(TASK TO CARRY OUT):
Extract every line below that contains the word "TypeScript".

(EXTRACTED ENTRIES):
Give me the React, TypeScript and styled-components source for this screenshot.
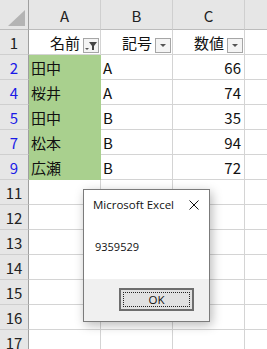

* * *

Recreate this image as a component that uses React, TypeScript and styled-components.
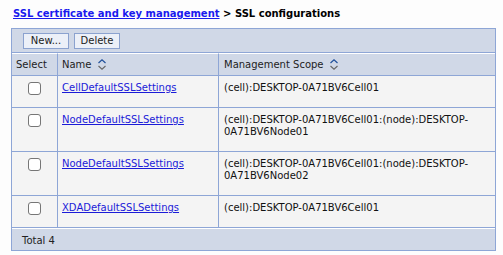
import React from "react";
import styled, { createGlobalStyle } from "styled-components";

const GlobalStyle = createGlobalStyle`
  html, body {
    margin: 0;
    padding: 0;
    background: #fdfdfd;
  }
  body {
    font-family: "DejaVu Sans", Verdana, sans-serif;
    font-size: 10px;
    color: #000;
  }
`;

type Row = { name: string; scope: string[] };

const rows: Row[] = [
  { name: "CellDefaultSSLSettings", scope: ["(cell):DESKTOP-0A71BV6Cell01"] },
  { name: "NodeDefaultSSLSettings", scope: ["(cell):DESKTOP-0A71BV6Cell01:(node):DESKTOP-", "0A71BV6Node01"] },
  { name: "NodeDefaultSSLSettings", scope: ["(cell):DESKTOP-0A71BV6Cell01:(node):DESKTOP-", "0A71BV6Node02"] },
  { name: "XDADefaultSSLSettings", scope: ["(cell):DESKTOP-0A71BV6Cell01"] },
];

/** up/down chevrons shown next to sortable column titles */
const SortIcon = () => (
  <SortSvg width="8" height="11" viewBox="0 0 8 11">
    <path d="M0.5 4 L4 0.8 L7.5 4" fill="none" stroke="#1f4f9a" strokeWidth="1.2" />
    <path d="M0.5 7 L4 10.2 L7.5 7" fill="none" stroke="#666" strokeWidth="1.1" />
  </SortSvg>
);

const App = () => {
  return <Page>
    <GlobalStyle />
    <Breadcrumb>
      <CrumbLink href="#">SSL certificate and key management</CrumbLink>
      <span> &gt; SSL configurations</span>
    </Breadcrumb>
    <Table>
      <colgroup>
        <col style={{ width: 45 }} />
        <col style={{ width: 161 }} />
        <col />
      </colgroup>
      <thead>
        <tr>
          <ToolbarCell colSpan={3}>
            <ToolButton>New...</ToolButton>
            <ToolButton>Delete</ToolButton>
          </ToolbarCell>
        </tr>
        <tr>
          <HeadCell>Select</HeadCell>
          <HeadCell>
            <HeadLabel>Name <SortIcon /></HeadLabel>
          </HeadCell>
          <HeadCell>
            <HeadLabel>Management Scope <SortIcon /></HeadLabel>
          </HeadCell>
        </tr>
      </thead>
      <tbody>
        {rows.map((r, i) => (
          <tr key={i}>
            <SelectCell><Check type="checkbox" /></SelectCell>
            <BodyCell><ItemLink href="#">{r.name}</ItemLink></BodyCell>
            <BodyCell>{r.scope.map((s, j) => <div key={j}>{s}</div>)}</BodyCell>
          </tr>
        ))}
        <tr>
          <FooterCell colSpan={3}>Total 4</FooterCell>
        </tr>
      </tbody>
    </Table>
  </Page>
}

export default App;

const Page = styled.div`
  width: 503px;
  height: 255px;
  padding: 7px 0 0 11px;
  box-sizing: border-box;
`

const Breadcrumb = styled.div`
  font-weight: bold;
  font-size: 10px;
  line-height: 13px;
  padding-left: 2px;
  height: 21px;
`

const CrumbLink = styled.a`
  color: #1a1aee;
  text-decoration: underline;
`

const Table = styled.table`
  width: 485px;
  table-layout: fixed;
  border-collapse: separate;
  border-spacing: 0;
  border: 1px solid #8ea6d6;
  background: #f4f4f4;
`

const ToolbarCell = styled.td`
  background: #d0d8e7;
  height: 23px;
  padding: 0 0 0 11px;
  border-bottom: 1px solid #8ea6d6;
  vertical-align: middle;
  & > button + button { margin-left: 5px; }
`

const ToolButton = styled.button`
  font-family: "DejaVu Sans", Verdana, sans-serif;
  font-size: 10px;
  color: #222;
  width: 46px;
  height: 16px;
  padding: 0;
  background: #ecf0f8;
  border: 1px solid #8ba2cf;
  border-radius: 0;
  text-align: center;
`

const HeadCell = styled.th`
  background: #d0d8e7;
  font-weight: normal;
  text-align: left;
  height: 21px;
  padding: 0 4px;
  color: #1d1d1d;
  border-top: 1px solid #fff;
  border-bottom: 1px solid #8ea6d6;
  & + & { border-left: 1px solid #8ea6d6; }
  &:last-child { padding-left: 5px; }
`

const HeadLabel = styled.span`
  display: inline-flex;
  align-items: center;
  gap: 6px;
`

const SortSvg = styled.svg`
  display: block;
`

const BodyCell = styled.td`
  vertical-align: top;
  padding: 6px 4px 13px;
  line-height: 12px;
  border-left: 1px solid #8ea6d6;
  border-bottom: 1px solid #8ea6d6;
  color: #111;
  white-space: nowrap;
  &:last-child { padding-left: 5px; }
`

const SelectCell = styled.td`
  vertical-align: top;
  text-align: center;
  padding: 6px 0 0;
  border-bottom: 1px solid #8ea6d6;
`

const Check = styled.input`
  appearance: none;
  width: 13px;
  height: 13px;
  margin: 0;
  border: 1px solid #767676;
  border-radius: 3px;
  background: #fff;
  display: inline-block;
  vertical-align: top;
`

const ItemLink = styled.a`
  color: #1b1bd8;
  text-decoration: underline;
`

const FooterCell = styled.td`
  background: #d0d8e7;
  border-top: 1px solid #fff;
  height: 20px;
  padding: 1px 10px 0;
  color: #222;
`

...

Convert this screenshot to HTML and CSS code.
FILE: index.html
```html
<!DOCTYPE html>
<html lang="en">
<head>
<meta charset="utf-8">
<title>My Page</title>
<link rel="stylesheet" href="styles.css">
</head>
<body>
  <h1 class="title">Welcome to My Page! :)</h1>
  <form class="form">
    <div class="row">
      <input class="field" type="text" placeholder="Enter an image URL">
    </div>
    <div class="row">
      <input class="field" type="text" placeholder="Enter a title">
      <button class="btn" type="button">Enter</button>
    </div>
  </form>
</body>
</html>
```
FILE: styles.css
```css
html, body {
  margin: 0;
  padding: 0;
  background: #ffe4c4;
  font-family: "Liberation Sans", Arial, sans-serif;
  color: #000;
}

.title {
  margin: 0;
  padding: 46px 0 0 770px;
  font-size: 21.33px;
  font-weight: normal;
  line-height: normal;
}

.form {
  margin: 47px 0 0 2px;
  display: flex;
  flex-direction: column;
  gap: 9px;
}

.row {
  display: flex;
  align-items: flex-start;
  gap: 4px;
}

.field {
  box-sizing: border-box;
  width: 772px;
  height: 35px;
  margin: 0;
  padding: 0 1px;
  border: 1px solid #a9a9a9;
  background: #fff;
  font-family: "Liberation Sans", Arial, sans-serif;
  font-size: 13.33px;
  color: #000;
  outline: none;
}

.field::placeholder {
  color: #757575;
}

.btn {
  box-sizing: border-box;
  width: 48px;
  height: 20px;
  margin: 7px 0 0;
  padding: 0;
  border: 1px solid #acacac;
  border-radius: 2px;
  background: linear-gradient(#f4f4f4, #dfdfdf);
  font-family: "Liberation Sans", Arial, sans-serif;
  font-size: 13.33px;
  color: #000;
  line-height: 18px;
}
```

(RESULT):
Give me the React, TypeScript and styled-components source for this screenshot.
Recreate this image as a component that uses React, TypeScript and styled-components.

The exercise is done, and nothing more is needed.